11 dic 2010

Trainspotting


Hay películas que no dejan la más mínima marca. Otras te divierten durante un par de horas y luego las olvidas. Nada de marcas. Las hay que, durante algunos días, consiguen que te plantees aspectos que, definitivamente, no quieres o no puedes modificar. Tampoco dejan nada más allá de pequeños rasguños. Pero también las hay que funcionan como bombas de relojería que explotan cuando te sientas a observar, que vuelven a estallar en cuanto te descuidas, que se quedan instaladas en cualquier lugar innacesible de la consciencia para quedarse por siempre jamás.
Hubo un tiempo en que creí que lo terrible de la vida estaba aislado de la zona más divertida; que la decencia se encontraba a un millón de kilómetros del territorio más sucio de la vida. Todo ocupaba un lugar aislado y exclusivo. Hubo un tiempo en que nos enseñaban un mundo pulcro y azucarado que nos creíamos de cabo a rabo. Pero hubo un tiempo en el que millones de muros se derribaron casi al mismo tiempo. Muros que no dejaban ver el mundo.
Y pasaron los años. Y llegó Trainspotting.
Aunque ya era una evidencia que el mundo era otra cosa; aunque las cosas se habían colocado en su sitio; fue el día que apareció una realidad pensada por muchos, pero que nadie había convertido en real con esa fuerza y con ese descaro. Si no me equivoco fue en 1996 (es igual) cuando Danny Boyle se plantó con su película dejándose de idioteces y pintando las cosas del color justo.
Ya sé que se habían estrenado cientos de películas durante los veinte años anteriores que intentaban hacer lo mismo, que Kubrick había rodado La Naranja Mecánica para desmontar este garito que llamamos mundo y que, cómo él, lo habían intentado muchos. Pero Trainspotting fue otra cosa. Todo era la misma cosa. Incluso las cosas eran lo contrario a lo que uno tenía grabado a fuego en el pensamiento.
Mark Renton (Ewan McGregor) corre camino de su destrucción. Sus amigos le acompañan. Se drogan, roban, no dan un palo al agua, desean que el mundo no pueda con ellos. Se divierten con cada paso que dan hacia el abismo.Vemos casas asquerosas, gente asquerosa, mucha droga (las escenas que enseñan el momento de meterse heroína son escalofriantes), mucha mierda y, de paso, mucho gilipollas. Usted y yo somos los gilipollas. Todo lo que representa la decencia, el trabajo duro, la familia unida y lo divertido es ser como Renton y sus colegas. El mundo es una mierda, así que yo lo pisoteo.

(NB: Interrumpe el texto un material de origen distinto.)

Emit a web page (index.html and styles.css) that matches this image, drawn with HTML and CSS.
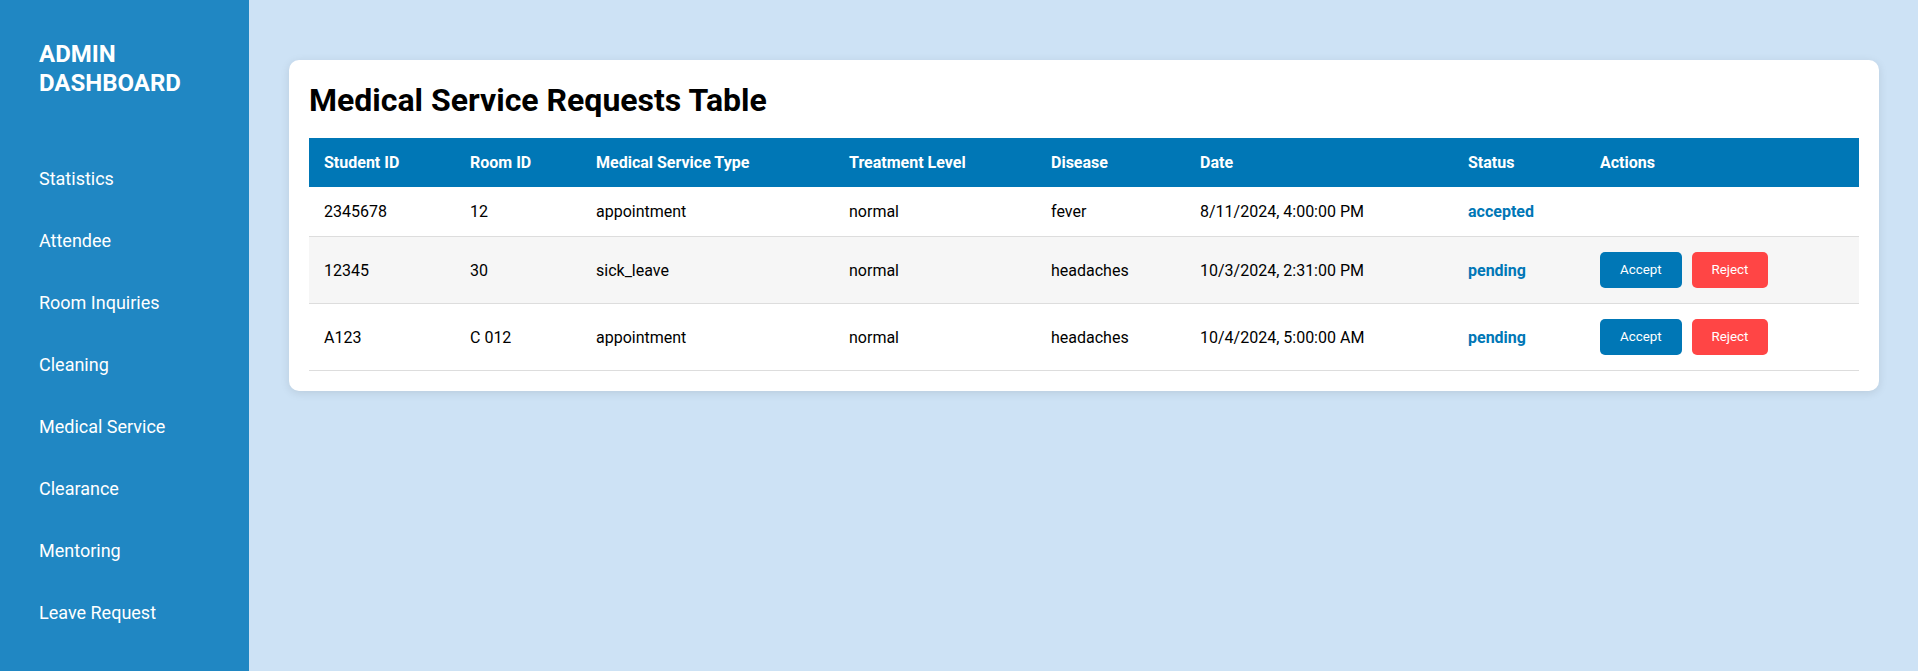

Renton logra desengancharse de la heroína, acceder a un puesto de trabajo y ganar un sueldo. Los amigos le buscan para que él sea su soporte financiero en el trapicheo con caballo. Y Renton, ya disfrazado de persona normal y decente, se la juega a todos. Es decir, logró ser fiel a sí mismo mientras era lo que llamamos un tirado.
Es curioso que ahora esa parte del mundo que el director pintaba como la parte gilipollas esté llena de droga, de capullos, de mala gente y de egoístas traidores. Al final, eran la misma cosa. Qué razón tenía.
La película es sensacional. La trama es trepidante, los actores están muy bien en sus papeles (sin excepción), el ingenio y la ironía (también el sarcasmo) inundan cada secuencia, McGregor destaca en su interpretación (mucho mejor que haciendo de Jedi), la estética es exáctamente la necesaria. En fin, es una maravilla. Se sufre de lo lindo con ella, pero, al mismo tiempo, las risas están garantizadas. Y es que, al final, todo es la misma cosa. Depende de lo que queramos hacer o ver, cambia. Reír, llorar, sufrir. Eso depende de cada cual ante lo mismo. Qué peliculón.